Puis, un peu honteuse de ce regard compromettant, où il y avait bien une certaine dose d’égoïsme maternel, — que personne ne songea à blâmer, d’ailleurs, — elle ajouta en terminant le pansement :

— Surtout, mes enfants, ne vous avisez pas de compter trop sur la mère Noël pour réparer les suites de vos imprudences. La vue du sang m’énerve, et je ne sais trop si je ne m’évanouirais pas, rien qu’à jeter un coup d’œil sur une blessure faite avec une hache ou une arme à feu… Quant aux coups de couteaux, ah ! Jésus ! je n’en puis voir depuis…

— … Depuis le meurtre de notre père, n’est-ce pas, maman ? acheva étourdiment le petit Louis.

— Vas-tu finir toi ! gronda Thomas, en regardant son frère avec un froncement sévère de ses sourcils en broussailles. Tu sais bien, ajouta-t-il, que la mère n’aime pas qu’on rappelle ce souvenir-là !

— Au contraire ! riposta avec énergie le garçon ainsi interpellé. Maman n’a pas oublié que papa a été tué méchamment et que son meurtrier est peut-être encore de ce monde, se moquant de la justice des hommes, en attendant celle de Dieu.

— La paix ! mes enfants, commanda Mme Noël. Votre mère n’oublie rien ; mais elle laisse faire la Providence, qui saura bien choisir son heure.

Puis, secouant la tête comme pour chasser une pensée importune, elle détourna brusquement le cours de la conversation, en disant, à son patient, avec une feinte sévérité :

— Maintenant, mon jeune ami, vous voilà condamné au repos pour plusieurs jours…

— Quoi, madame ! vous voulez qu’à cause de cette égratignure, je reste là-bas, pendant que ?…

— Votre bras ne pourra frapper coup avant une dizaine de jours, au moins.

— Dix jours, madame ! fit Arthur d’un ton pitoyable… Mais je vas périr d’ennui !… La fièvre va me prendre, c’est sûr.

— Mieux vaut la fièvre que la mort !… murmura Gaspard, entre haut et bas.

— Mais je ne vous oblige pas à rester de l’autre côté de la baie, mon jeune ami ! Au contraire, je compte bien vous avoir tous les jours sous les yeux, ne serait-ce que pour vous empêcher de commettre quelque imprudence…

— À la bonne heure ! fit gaiement Arthur. Ainsi, je…

— Vous viendrez si vous le désirez… Mais il faudra vous contenter de regarder faire les autres ou de tenir compagnie à vos nouvelles voisines.

— Oh ! alors la besogne serait bien trop agréable, madame… Il me reste un bras valide, et je saurai bien l’utiliser à votre service.

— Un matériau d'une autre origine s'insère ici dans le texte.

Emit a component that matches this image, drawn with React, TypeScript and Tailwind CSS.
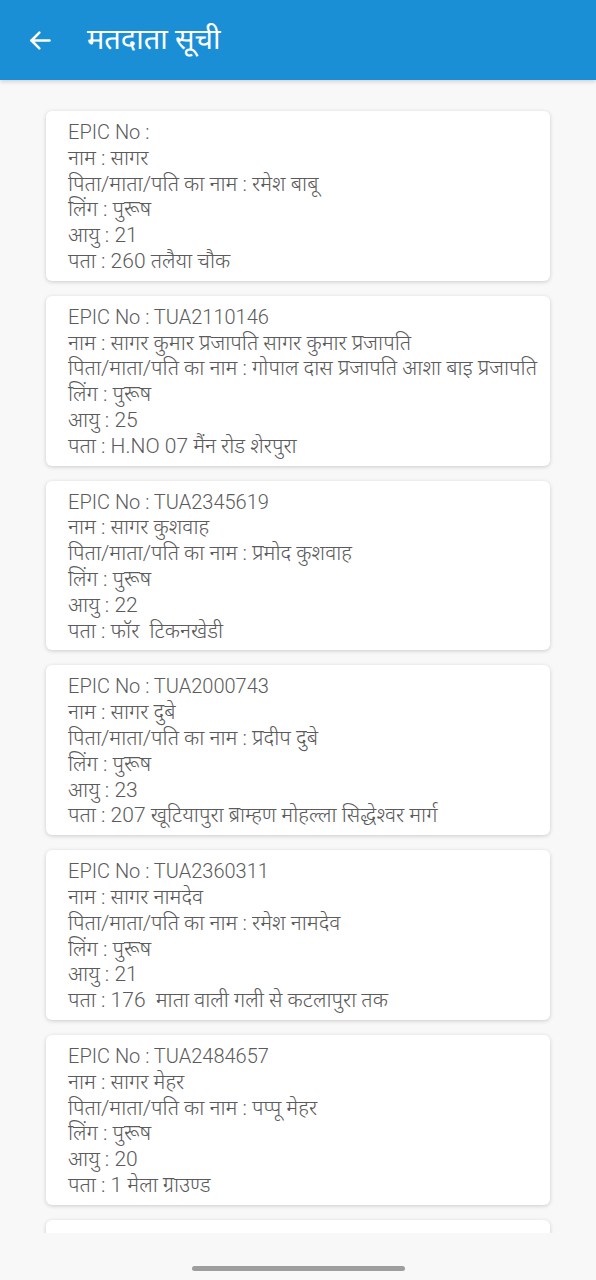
import React from "react";

const voters = [
  { epic: "", name: "सागर", parent: "रमेश बाबू", gender: "पुरूष", age: "21", address: "260 तलैया चौक" },
  { epic: "TUA2110146", name: "सागर कुमार प्रजापति सागर कुमार प्रजापति", parent: "गोपाल दास प्रजापति आशा बाइ प्रजापति", gender: "पुरूष", age: "25", address: "H.NO 07 मैंन रोड शेरपुरा" },
  { epic: "TUA2345619", name: "सागर कुशवाह", parent: "प्रमोद कुशवाह", gender: "पुरूष", age: "22", address: "फॉर  टिकनखेडी" },
  { epic: "TUA2000743", name: "सागर दुबे", parent: "प्रदीप दुबे", gender: "पुरूष", age: "23", address: "207 खूटियापुरा ब्राम्हण मोहल्ला सिद्धेश्वर मार्ग" },
  { epic: "TUA2360311", name: "सागर नामदेव", parent: "रमेश नामदेव", gender: "पुरूष", age: "21", address: "176  माता वाली गली से कटलापुरा तक" },
  { epic: "TUA2484657", name: "सागर मेहर", parent: "पप्पू मेहर", gender: "पुरूष", age: "20", address: "1 मेला ग्राउण्ड" },
  { epic: "TUA1825077", name: "सागर", parent: "", gender: "पुरूष", age: "", address: "" },
];

const font = { fontFamily: "Roboto, 'Noto Sans', 'Noto Sans Devanagari', sans-serif" };

function VoterCard({ v }: { v: (typeof voters)[number] }) {
  return (
    <div className="bg-white rounded-md shadow-[0_1px_4px_rgba(0,0,0,0.18)] pl-[22px] pr-2 pt-[9px] pb-[6px] text-[21px] leading-[25.8px] text-[#5b5b5b] font-light">
      <div className="text-[20px]">EPIC No : {v.epic}</div>
      <div>नाम : {v.name}</div>
      <div className="whitespace-nowrap">पिता/माता/पति का नाम : {v.parent}</div>
      <div>लिंग : {v.gender}</div>
      <div>आयु : {v.age}</div>
      <div className="whitespace-pre">पता : {v.address}</div>
    </div>
  );
}

export default function App() {
  return (
    <div className="h-[1280px] w-[596px] flex flex-col bg-[#f8f8f8] overflow-hidden" style={font}>
      <header className="h-20 shrink-0 bg-[#1b8fd6] flex items-center shadow-[0_2px_4px_rgba(0,0,0,0.15)] z-10">
        <svg className="ml-[27px] w-[27px] h-[27px]" viewBox="0 0 24 24" fill="none" stroke="white" strokeWidth="2.2" strokeLinecap="round" strokeLinejoin="round">
          <path d="M20 12H4" />
          <path d="M11 5l-7 7 7 7" />
        </svg>
        <h1 className="ml-[33px] text-white text-[29px] font-normal">मतदाता सूची</h1>
      </header>
      <main className="flex-1 overflow-hidden px-[46px] pt-[31px] flex flex-col gap-[15px]">
        {voters.map((v, i) => (
          <VoterCard key={i} v={v} />
        ))}
      </main>
      <footer className="h-[47px] shrink-0 flex justify-center pt-[33px] bg-[#f8f8f8]">
        <div className="w-[213px] h-[5px] rounded-full bg-[#9e9e9e]" />
      </footer>
    </div>
  );
}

— Convenu, voisin… approuva Thomas. Nous ne nous séparerons pas pendant la construction de ce château qui doit être l’ornement de cette baie, un peu solitaire avant nous… Et, tenez, pour qu’on ne vous accuse pas de fainéantise, je vous nomme l’architecte de nos travaux. C’est vous qui ferez les plans, et c’est nous qui les exécuterons.

— Bravo ! fit Suzanne gaiement. Pour une fois que ça t’arrive, Thomas, tu parles comme un sage.

— C’est vrai, appuya Mme Noël : Thomas a résolu la difficulté.

— Hem ! toussa le grand garçon avec un sérieux comique, quand je veux m’en donner la peine, je ne suis pas plus bête qu’un autre, allez !

Chacun rit, — moins toutefois l’austère Gaspard, dont un grand pli coupait transversalement le front, devenu soucieux.

Et l’on se leva de table bruyamment.

Comme il se faisait tard et que le crépuscule envahissait la baie, — malgré la longueur du jour à cette époque de l’année, — les deux cousins prirent congé des dames et furent reconduits chez eux dans la même embarcation qui les avait emmenés, le matin.

On se dit : Au revoir ! après être convenus ensemble que la chaloupe des Noël ferait de nouveau, le lendemain matin, la navette à travers la baie, pour venir prendre les charpentiers auxiliaires.

Et, pendant que le bruit cadencé des rames allait s’affaiblissant dans l’ombre du soir, les deux cousins, silencieux, préoccupés, regagnèrent le logis, sans échanger une seule parole.